Then Playing — Five Corners; Immaculate; A Perfect Couple

Five Corners (Tony Bill, 1987). Outside of his Oscar-winning screenplay for Moonstruck, John Patrick Shanley sure has a dismal record in the movies. He writes this baffling drama dabbed with dark comedy like someone who has only the vaguest idea of how humans interact. Set in the Bronx of the mid-nineteen-sixties, the film settles in with a tight-knit neighborhood community that’s knocked askew when a local ruffian named Heinz (John Turturro) is released from prison. His odious attention is fixated on Linda (Jodie Foster), a young woman he assaulted to land in the hoosegow in the first place. Foster is top-billed but is only sporadically on screen before spending most of the third act unconscious, which feels like a lucky break for her. None of the many subplots really clicks, and most of the performances can’t overcome the inanities of Shanley’s screenplay. Tim Robbins, playing a former street tough trying for pacifism, is the one actor who makes something of his flimsy role. Five Corners is further hampered by Tony Bill’s flavorless direction.

Immaculate (Michael Mohan, 2024). Sister Cecilia (Sydney Sweeney) is a young nun who joins a convent in the isolated Italian countryside. The main mission of this particular order is to provide comfort for elderly nuns living out their last days, but Sister Cecilia soon gets an inkling that there are more nefarious doings happening inside the godly halls. Working from a script by Andrew Lobel, it takes a little while before director Michael Mohan fully owns the film’s potboiler trashiness. Once he gets there, though, Immaculate sure goes full-on. The film is lurid, juicily cynical, and sacrilegious, and it charges to its conclusion in especially fearless fashion. Sweeney is terrific in the tricky leading role. Early on, she effectively conveys naiveté and discomfort while subtly signaling that her character’s convictions might be driven more by a confused need for purpose rather than devout belief, all of which makes the trap she finds herself in that much more unsettling. That is before the third act calls upon her to get really intense and, in every sense of the word, filthy. Sweeney deserves some sort of combat medal for her acting across the film’s wild, wicked ending scenes.

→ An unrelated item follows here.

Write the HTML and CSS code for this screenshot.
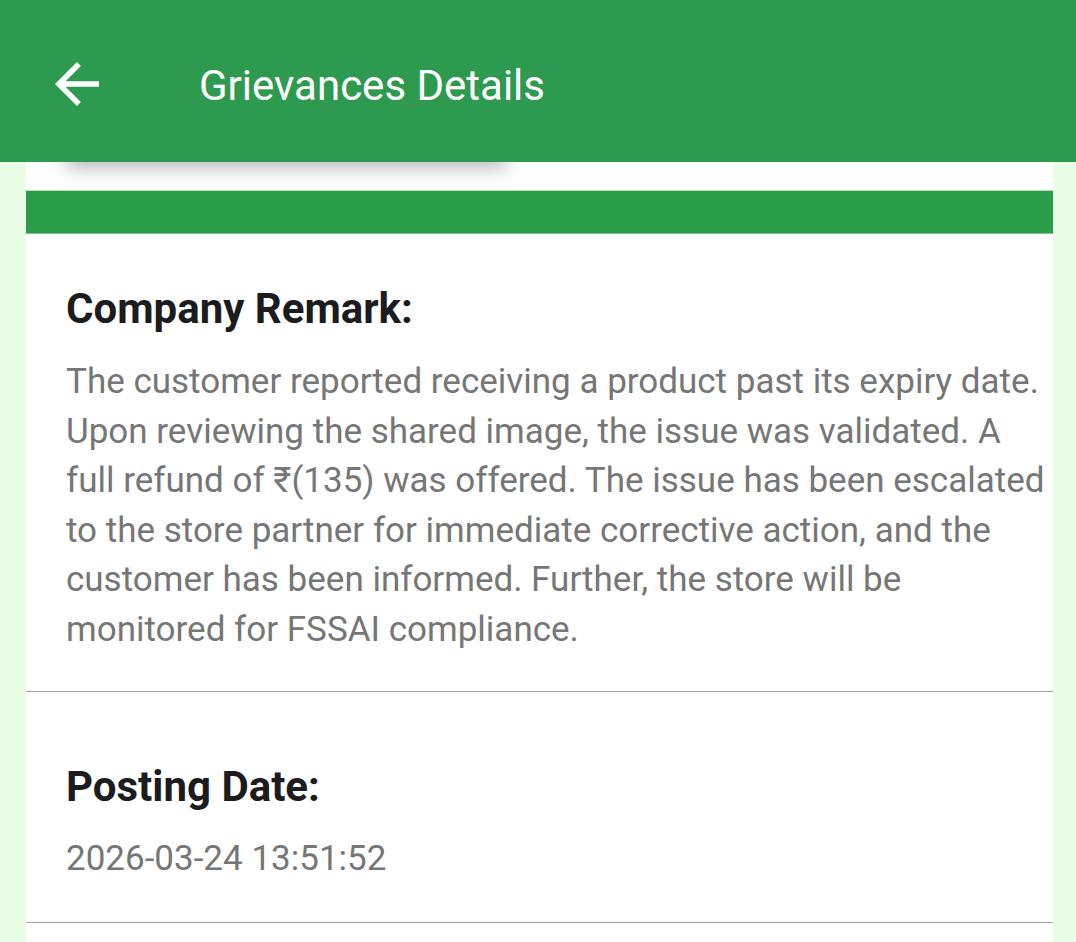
FILE: index.html
```html
<!DOCTYPE html>
<html>
<head>
<meta charset="utf-8">
<link rel="stylesheet" href="styles.css">
</head>
<body>
<header class="appbar">
  <svg class="back" width="66" height="66" viewBox="0 0 24 24">
    <path d="M20 11H7.83l5.59-5.59L12 4l-8 8 8 8 1.41-1.41L7.83 13H20v-2z" fill="#fff"/>
  </svg>
  <h1 class="title">Grievances Details</h1>
</header>
<main class="page">
  <div class="card">
    <div class="tabchip"></div>
    <div class="statusbar"></div>
    <section class="field field-remark">
      <h2 class="label">Company Remark:</h2>
      <p class="value">The customer reported receiving a product past its expiry date. Upon reviewing the shared image, the issue was validated. A full refund of ₹(135) was offered. The issue has been escalated to the store partner for immediate corrective action, and the customer has been informed. Further, the store will be monitored for FSSAI compliance.</p>
    </section>
    <section class="field field-date">
      <h2 class="label">Posting Date:</h2>
      <p class="value">2026-03-24 13:51:52</p>
    </section>
  </div>
</main>
</body>
</html>
```
FILE: styles.css
```css
html, body {
  margin: 0;
  padding: 0;
}
body {
  background: #eafde6;
  font-family: Roboto, "Noto Sans", sans-serif;
  width: 1076px;
  height: 942px;
  overflow: hidden;
}
.appbar {
  position: fixed;
  top: 0;
  left: 0;
  right: 0;
  height: 162px;
  box-sizing: border-box;
  padding-top: 8px;
  background: #2e9a4f;
  display: flex;
  align-items: center;
  z-index: 10;
}
.back {
  margin-left: 44px;
  margin-top: -2px;
}
.title {
  margin: 0 0 0 89px;
  color: #fff;
  font-weight: 400;
  font-size: 42px;
  letter-spacing: 0;
}
.page {
  padding: 0 23px 0 26px;
}
.card {
  background: #fff;
  margin-top: 100px;
  min-height: 842px;
}
.tabchip {
  margin-left: 40px;
  width: 440px;
  height: 62px;
  background: #fff;
  box-shadow: 0 6px 18px rgba(0, 0, 0, 0.28);
}
.statusbar {
  margin-top: 28px;
  height: 42px;
  background: #2a9d4b;
  border-top: 1px solid #b5e3bd;
  border-bottom: 1px solid #7cc48f;
}
.field {
  padding: 0 0 0 40px;
  border-bottom: 1.5px solid #a2a2a2;
}
.label {
  margin: 0;
  color: #1c1c1e;
  font-weight: 700;
  font-size: 42px;
  line-height: 49px;
}
.value {
  margin: 0;
  color: #767676;
  font-size: 35px;
  line-height: 49.5px;
}
.field-remark {
  padding-top: 50px;
  padding-bottom: 37px;
}
.field-remark .label {
  margin-bottom: 24px;
}
.field-date {
  padding-top: 70px;
  padding-bottom: 38px;
}
.field-date .label {
  margin-bottom: 23px;
}
```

A Perfect Couple (Robert Altman, 1979). Robert Altman’s willingness to turn whole passages of a film over to live music performances works a lot better with expert country pastiches in Nashville than it does here with limp seventies soft rock. Even so, he probably makes the correct determination that such sonic mush is the ideal soundtrack for confused people trying to navigate the dating scene in the late nineteen-seventies. Alex Theodopoulos (Paul Dooley) and Sheila Shea (Marta Heflin) connect through a computer dating service, and their romance has more ups and downs than a pogo stick. He’s intense and needy, she’s indecisive, and the culture they’re operating is a haze of post–free love confusion and last-gasp nastiness of withering gender norms. Altman’s freewheeling approach works only fitfully in A Perfect Couple. For every sequence that locks in — most notably a date night that gets rained out and escalates into chaotic farce — there are several more than feel problematically aimless. Messy as the film is, it’s fun to watch Dooley is a leading role where he gets to be screwball-comedy daffy and often downright charming. The plot also includes a romantic relationship between two women that is commendably matter of fact for the era in which this film was made.